LSC's website notes that "Congressional oversight of LSC is conducted by the Judiciary Subcommittee on Courts, Intellectual Property and the Internet in the House of Representatives and the Committee on Health, Education, Labor and Pensions (HELP) in the Senate." Only three results came up in search of the House Judiciary committee as far back as 2011, none of which involved hearings examining the LSC. A search of the Senate HELP committee finds seven results dating back to 2009: five for nominations to the LSC Board, one is a reconciliation legislation from the previous Congress, and the final one is a mention of the LSC in a report about workplace harassment issues. A wider search on Google shows a hearing was held in 1999 and some during the 1980s. Despite this lack of authorizations over the past 42 years, LSC spent $465 million in FYs 2021 and 2022, and last year’s omnibus boosted its budget to $560 million.

The New House Rule Targeting Unauthorized Outlays

As noted above, there are points of order that prohibit unauthorized spending in appropriations bills and amendments, but they are very rarely enforced. This year’s rules package for the House of Representatives includes a new point of order that takes a different tack to rein in unauthorized spending. If a member raises a point of order and it is upheld, the appropriation for that program in the bill would be reduced to the level set the last time the program was lawfully authorized.
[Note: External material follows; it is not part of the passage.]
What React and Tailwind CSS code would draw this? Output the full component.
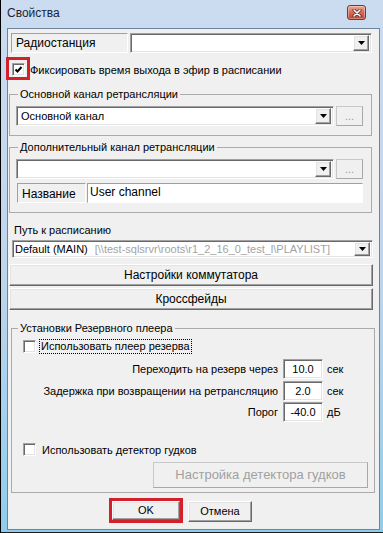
import React from 'react';

const sunken = 'border border-t-[#a0a0a0] border-l-[#a0a0a0] border-r-white border-b-white shadow-[inset_1px_1px_0_#696969,inset_-1px_-1px_0_#e3e3e3]';
const raised = 'border border-t-white border-l-white border-r-[#696969] border-b-[#696969] shadow-[inset_-1px_-1px_0_#a0a0a0,inset_1px_1px_0_#e3e3e3]';
const flatBox = 'border border-t-[#a0a0a0] border-l-[#a0a0a0] border-r-white border-b-white';

const DropArrow = ({ small }) => (
    <div className={`${small ? 'w-[16px] h-[14px]' : 'w-[16px] h-[16px]'} shrink-0 bg-[#f0f0f0] ${raised} flex items-center justify-center`}>
        <svg width="7" height="4" viewBox="0 0 7 4"><path d="M0 0h7L3.5 4z" fill="#000" /></svg>
    </div>
);

const Combo = ({ className = '', small, children }) => (
    <div className={`bg-white ${sunken} flex items-center justify-between pl-[4px] pr-[2px] ${className}`}>
        <div className="flex-1 min-w-0 whitespace-nowrap overflow-hidden leading-[14px]">{children}</div>
        <DropArrow small={small} />
    </div>
);

const DotsBtn = () => (
    <div className="w-[27px] h-[20px] ml-[2px] shrink-0 border border-[#c8c8c8] border-r-[#a8a8a8] border-b-[#a8a8a8] bg-[#f0f0f0] flex items-center justify-center text-[#9a9a9a] text-[11px] leading-none">
        ...
    </div>
);

const Check = ({ checked }) => (
    <div className={`w-[13px] h-[13px] shrink-0 bg-white ${sunken} flex items-center justify-center`}>
        {checked && (
            <svg width="9" height="9" viewBox="0 0 9 9">
                <path d="M1.5 4.5l2 2 4-4.5" stroke="#000" strokeWidth="2" fill="none" />
            </svg>
        )}
    </div>
);

const Edit = ({ children }) => (
    <div className={`w-[40px] h-[20px] ml-[5px] shrink-0 bg-white ${sunken} flex items-center justify-center leading-[14px] pb-[1px]`}>
        {children}
    </div>
);

const NumRow = ({ label, value, unit, className = '' }) => (
    <div className={`flex items-center ${className}`}>
        <div className="w-[260px] text-right leading-[14px]">{label}</div>
        <Edit>{value}</Edit>
        <div className="ml-[4px] leading-[14px]">{unit}</div>
    </div>
);

const CloseBtn = () => (
    <div className="w-[19px] h-[15px] mt-[5px] rounded-[3px] border border-[#7d3529] bg-gradient-to-b from-[#eaa898] via-[#d66a54] to-[#c0432c] flex items-center justify-center shadow-[inset_0_0_0_1px_rgba(255,255,255,0.35)]">
        <svg width="10" height="8" viewBox="0 0 10 8">
            <path d="M2 1l6 6M8 1L2 7" stroke="#5a2018" strokeWidth="3" strokeLinecap="round" />
            <path d="M2 1l6 6M8 1L2 7" stroke="#fff" strokeWidth="1.6" strokeLinecap="round" />
        </svg>
    </div>
);

export default function App() {
    return (
        <div className="w-[383px] h-[533px] flex flex-col border-l border-l-black border-b border-b-[#1b1b1b] bg-gradient-to-b from-[#cbdcf1] via-[#bfd5ee] to-[#8fcdec] font-['Liberation_Sans',Arial,sans-serif] text-[11px] text-black overflow-hidden">
            <div className="h-[28px] shrink-0 flex items-start justify-between pl-[6px] pr-[17px]">
                <span className="mt-[6px] text-[12px] leading-[15px] text-[#1b2533]">Свойства</span>
                <CloseBtn />
            </div>

            <div className="flex-1 ml-[6px] mr-[3px] mb-[2px] border border-[#6f849c] bg-[#f0f0f0] flex flex-col">
                <div className="flex mt-[4px] ml-[3px] gap-[2px]">
                    <div className={`w-[117px] h-[20px] ${flatBox} flex items-center pl-[4px] leading-[14px] text-[12px]`}>Радиостанция</div>
                    <Combo className="w-[242px] h-[20px]" />
                </div>

                <div className="flex items-center h-[13px] mt-[10px] ml-[4px]">
                    <div className="relative">
                        <Check checked />
                        <div className="absolute left-[-6px] top-[-6px] w-[24px] h-[23px] border-[3px] border-[#d3202b]" />
                    </div>
                    <span className="ml-[5px] leading-[14px]">Фиксировать время выхода в эфир в расписании</span>
                </div>

                <fieldset className="ml-[1px] mt-[11px] w-[363px] border border-[#aaaaaa] px-[6px] pb-[9px]">
                    <legend className="ml-[2px] px-[2px] leading-[14px]">Основной канал ретрансляции</legend>
                    <div className="flex mt-[5px]">
                        <Combo className="w-[318px] h-[20px]">Основной канал</Combo>
                        <DotsBtn />
                    </div>
                </fieldset>

                <fieldset className="ml-[1px] mt-[4px] w-[363px] border border-[#aaaaaa] px-[6px] pb-[9px]">
                    <legend className="ml-[2px] px-[2px] leading-[14px]">Дополнительный канал ретрансляции</legend>
                    <div className="flex mt-[5px]">
                        <Combo className="w-[318px] h-[20px]" />
                        <DotsBtn />
                    </div>
                    <div className="flex mt-[4px] ml-[1px]">
                        <div className={`w-[69px] h-[20px] ${flatBox} flex items-center pl-[4px] pt-[2px] leading-[14px] text-[12px]`}>Название</div>
                        <div className={`w-[276px] h-[20px] ml-[1px] bg-white ${flatBox} pl-[2px] pt-[1px] leading-[14px] text-[12px]`}>User channel</div>
                    </div>
                </fieldset>

                <div className="mt-[10px] ml-[6px] leading-[14px]">Путь к расписанию</div>
                <Combo className="w-[361px] h-[18px] mt-[3px] ml-[4px] !pl-[2px]" small>
                    Default (MAIN)<span className="ml-[7px] text-[#a3a3a3]">[\\test-sqlsrvr\roots\r1_2_16_0_test_l\PLAYLIST]</span>
                </Combo>

                <div className={`w-[364px] h-[22px] mt-[6px] ml-[1px] ${raised} flex items-center justify-center text-[12px]`}>Настройки коммутатора</div>
                <div className={`w-[364px] h-[22px] mt-[2px] ml-[1px] ${raised} flex items-center justify-center text-[12px]`}>Кроссфейды</div>

                <fieldset className="ml-[3px] mt-[11px] w-[362px] border border-[#aaaaaa] px-[6px] pb-[4px]">
                    <legend className="px-[2px] leading-[14px]">Установки Резервного плеера</legend>
                    <div className="flex items-center h-[13px] mt-[5px] ml-[5px]">
                        <Check />
                        <span className="ml-[4px] px-[1px] leading-[13px] outline-1 outline-dotted outline-black">Использовать плеер резерва</span>
                    </div>
                    <NumRow className="mt-[6px]" label="Переходить на резерв через" value="10.0" unit="сек" />
                    <NumRow className="mt-[2px]" label="Задержка при возвращении на ретрансляцию" value="2.0" unit="сек" />
                    <NumRow className="mt-[1px]" label="Порог" value="-40.0" unit="дБ" />
                    <div className="flex items-center h-[13px] mt-[21px] ml-[5px]">
                        <Check />
                        <span className="ml-[6px] leading-[14px]">Использовать детектор гудков</span>
                    </div>
                    <div className="w-[215px] h-[26px] mt-[6px] ml-[135px] border border-[#c8c8c8] border-r-[#a8a8a8] border-b-[#a8a8a8] flex items-center justify-center text-[13px] text-[#a0a0a0]">
                        Настройка детектора гудков
                    </div>
                </fieldset>

                <div className="flex items-start mt-[5px] ml-[101px]">
                    <div className="w-[74px] h-[25px] border-[3px] border-[#d3202b] flex">
                        <div className={`flex-1 ${raised} flex items-center justify-center`}>OK</div>
                    </div>
                    <div className={`w-[64px] h-[21px] mt-[3px] ml-[5px] ${raised} flex items-center justify-center`}>Отмена</div>
                </div>
            </div>
        </div>
    );
}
It is unclear whether this would apply to programs whose last authorization amount was unspecified, i.e., “such sums as may be necessary.” A better approach in these cases is to use the appropriations made in the year of last legal authorization as the base funding to use for implementing enforcement of this point of order.

The new House rule essentially provides members with up to 1,115 opportunities to challenge zombie programs and seek spending reductions from those programs Congress has not reauthorized.

Because this is a new rule, it is currently only in effect for the First Session of the 118th Congress. House leadership should adhere to the 72-hour rule before consideration of bills so that lawmakers and the public have time to review the funding levels provided for unauthorized programs so that points of order can be appropriately brought against programs that have not been properly authorized.

Conclusion

One of Congress’s key constitutional responsibilities is power over the public purse. Lawmakers owe it to taxpayers to ensure that federal programs are properly vetted before obligating public funds.

With unprecedented levels of federal debt, and deficits projected to average over $2 trillion a year for the next decade, it is time to put an end to the ‘business as usual’ ways that let the budget get so far out of balance. If put to use, the new House rule will provide a unique opportunity for lawmakers to target unauthorized appropriations. Enforcing this point of order would be a significant way of encouraging the authorizing committees to return to regular order, hold oversight hearings of federal programs, and act as stewards of the public purse.